Adorable little snippet
This is from Geza Vermes autobiography;
While the novices [a candidate for acceptance to a Catholic religious Order] who started with me in 1946 withdrew one after another, new recruits replaced them. One of these was Kurt Hrugy...Son of a Christian father and a Jewish mother, Kurt was born in Austria in 1921, and migrated to Palestine with his mother...For a time Kurt worked in a religious kibbutz. His modern Hebrew was fluent and his knowledge of traditional Judaism was very extensive and profound. To him I owe my first initiation into spoken Hebrew and rabbinic literature. In Palestine he became a Christian...In due course he was ordained priest by the Belgian bishop of Liege; he opted for an academic career, but til his dying day he stayed inside the church...Although his genuine attachment to Christianity cannot be doubted, those who were as close to him as I was knew that in his heart of hearts he felt like, and probably considered himself as, a nineteenth century Orthodox Jew. I used to enjoy his newsy letters enormously, pages and pages of them written in the German of a a traditionalist last-century rabbi, letters replete with biblical and talmudic quotations...I will never forget one particular episode in the house of the Fathers of Sion in Paris in the late 1950s, by which time I was no longer an insider but a passing visitor. Though not a member of the order, Kurt Hhruby had been put in charge of the place...during a summer vacation. As a capable handyman, he undertook the renovation and redecoration of the interior of the Sion chapel, which in my time used to be filled with awful traditional paster statuary. Kurt decided to get rid of the lot. I can still see him in shirt-sleeves, standing in the garden on a sunny afternoon. Dozens of angels, apostles, a Jesus with a scared heart painted on the chest, and several Virgin Marys wearin a white robe and blue cape, were lined up on the ground against the wall of the chapel. No doubt incensed by the sight of those horrors, Kurt lifted a monumental sledge hammer and with a naughty twinkle in his eye smashed the statues, one after the other, into thousands of pieces. While doing so, he recited in Hebrew with old-fashioned Ashkenazi pronunciation a conflated text of Psalm 96.5 and 135.15:
Eloyhey ha-goyim elilim, maase yedey odom
The gods of the nations are idols [reads more likely "nothing"], the work of man's hand.
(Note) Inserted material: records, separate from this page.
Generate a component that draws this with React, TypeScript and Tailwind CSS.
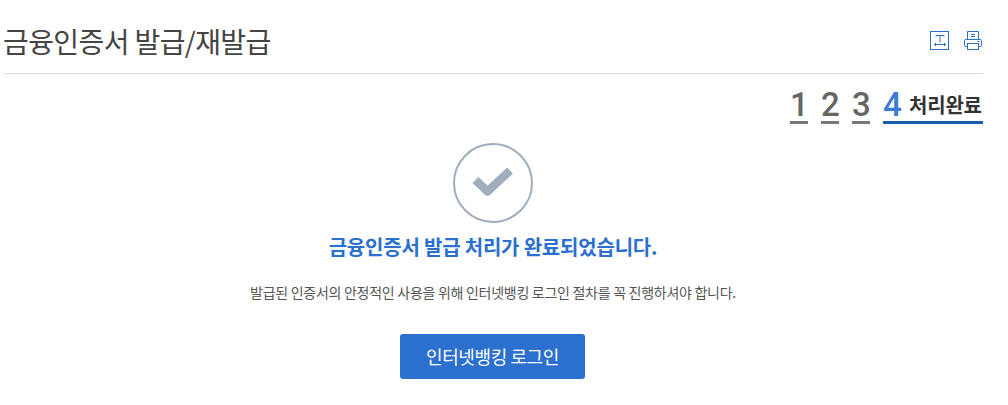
export default function App() {
  return (
    <div className="w-[1008px] h-[405px] bg-white overflow-hidden pl-[3px] pr-[25px] font-['Noto_Sans_CJK_KR',sans-serif] text-[#333]">
      <div className="flex justify-between items-center h-[74px] border-b border-[#dddddd] pt-[9px]">
        <h1 className="text-[28px] leading-[40px] tracking-[-0.6px] text-[#444] font-normal">금융인증서 발급/재발급</h1>
        <div className="flex items-center gap-[15px] mb-[1px]">
          <svg width="19" height="19" viewBox="0 0 19 19" fill="none" stroke="#2b6fcf" strokeWidth="1">
            <rect x="0.5" y="0.5" width="18" height="18" />
            <path d="M6 4.5h8M6 4.5v1M14 4.5v1M10 4.5v7M4.5 13.5h11M4.5 13.5l1.5-1.5M4.5 13.5l1.5 1.5M15.5 13.5l-1.5-1.5M15.5 13.5l-1.5 1.5" />
          </svg>
          <svg width="19" height="19" viewBox="0 0 19 19" fill="none" stroke="#2b6fcf" strokeWidth="1">
            <path d="M3.5 8V0.5h11V8" />
            <path d="M7 3.5h4M7 5.5h4" />
            <path d="M3 15.5H1.5a1 1 0 0 1-1-1v-5a1 1 0 0 1 1-1h15a1 1 0 0 1 1 1v5a1 1 0 0 1-1 1H15" />
            <rect x="3.5" y="12.5" width="11" height="6" fill="#fff" />
            <path d="M13.5 10.5h2" />
          </svg>
        </div>
      </div>
      <div className="flex justify-end items-start gap-[13px] h-[50px] pt-[13px]">
        {["1", "2", "3"].map((n) => (
          <span key={n} className="w-[18px] h-[37px] border-b-[3px] border-[#777] text-[33px] leading-[36px] font-medium text-[#666] text-center font-['Roboto',sans-serif]">{n}</span>
        ))}
        <div className="flex items-start h-[37px] border-b-[3px] border-[#1a5bb0] w-[100px]">
          <span className="text-[33px] leading-[36px] font-medium text-[#3b7bd6] w-[18px] text-center font-['Roboto',sans-serif]">4</span>
          <span className="text-[20px] leading-[36px] font-bold tracking-[-0.2px] text-[#333] ml-[8px] whitespace-nowrap">처리완료</span>
        </div>
      </div>
      <div className="w-[1008px] ml-[-3px] flex flex-col items-center pr-[22px]">
        <svg className="mt-[19px]" width="80" height="80" viewBox="0 0 80 80" fill="none">
          <circle cx="40" cy="40" r="39" stroke="#9fadbd" strokeWidth="2" />
          <path d="M22.5 37L34.5 48.5L57 27.5" stroke="#9fadbd" strokeWidth="8.5" strokeLinejoin="round" />
        </svg>
        <p className="mt-[10px] text-[20px] leading-[28px] font-bold tracking-[-0.2px] text-[#2b6fcf]">금융인증서 발급 처리가 완료되었습니다.</p>
        <p className="mt-[21px] text-[14px] leading-[20px] tracking-[-0.28px] text-[#555]">발급된 인증서의 안정적인 사용을 위해 인터넷뱅킹 로그인 절차를 꼭 진행하셔야 합니다.</p>
        <button className="mt-[32px] ml-[-1px] w-[185px] h-[45px] rounded-[3px] bg-[#2b6fcf] text-white text-[18px] tracking-[-0.4px]">인터넷뱅킹 로그인</button>
      </div>
    </div>
  );
}
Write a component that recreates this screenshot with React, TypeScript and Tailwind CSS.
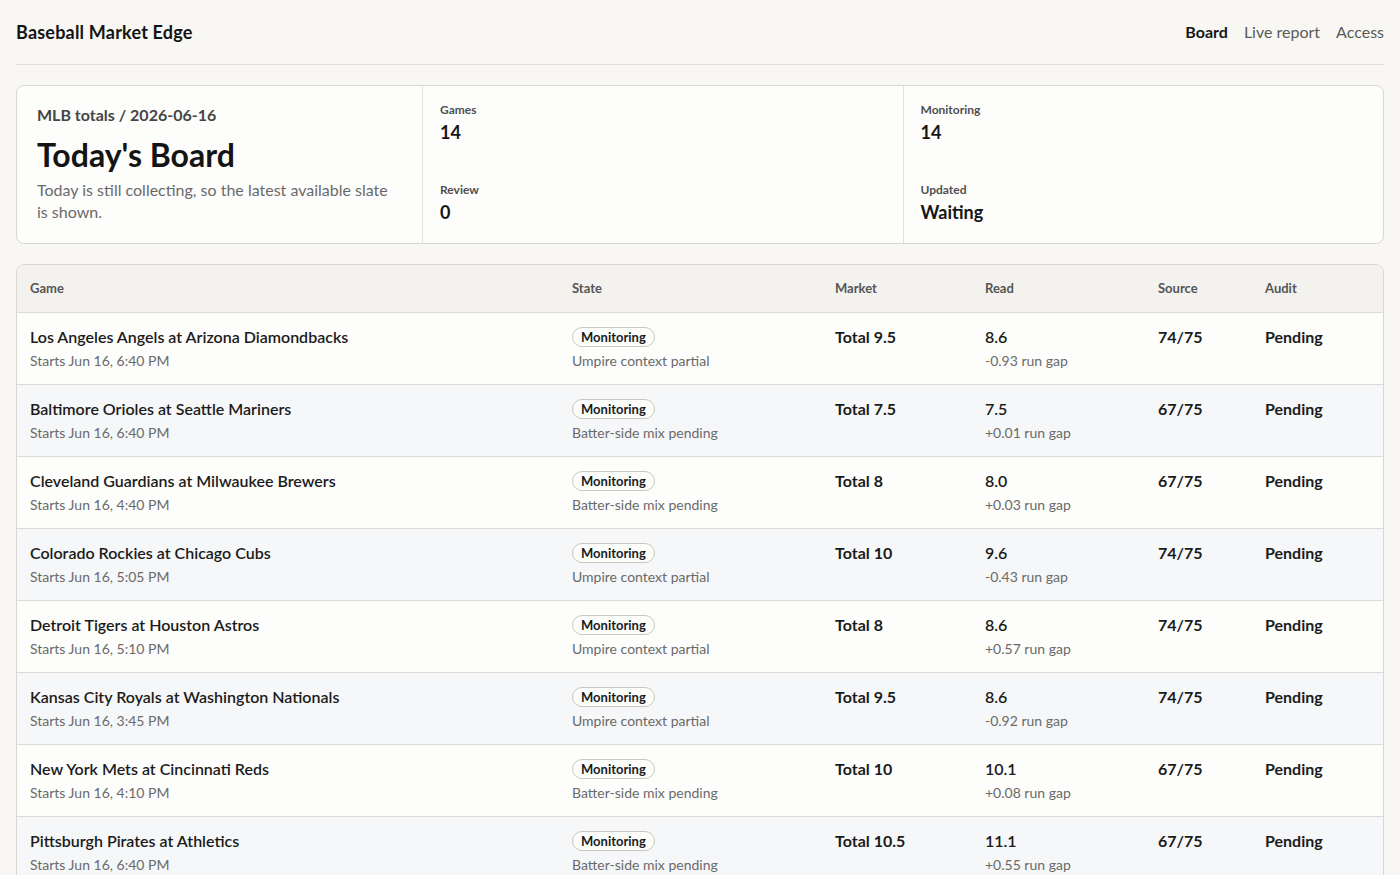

Geza Vermes, himself Jewish (his parents died in the Holocaust), was baptised Catholic as a child; he became a priest, as well as a scholar of the Dead Sea Scrolls, the author of much material around the significance of the Scrolls for early Christian history, also the author of tremendous controversy around the questions it raised. He's left the Catholic church and taken up with London's Liberal Jewish Synagogue (give him a break!; he's an old academic, an old jewish one at that).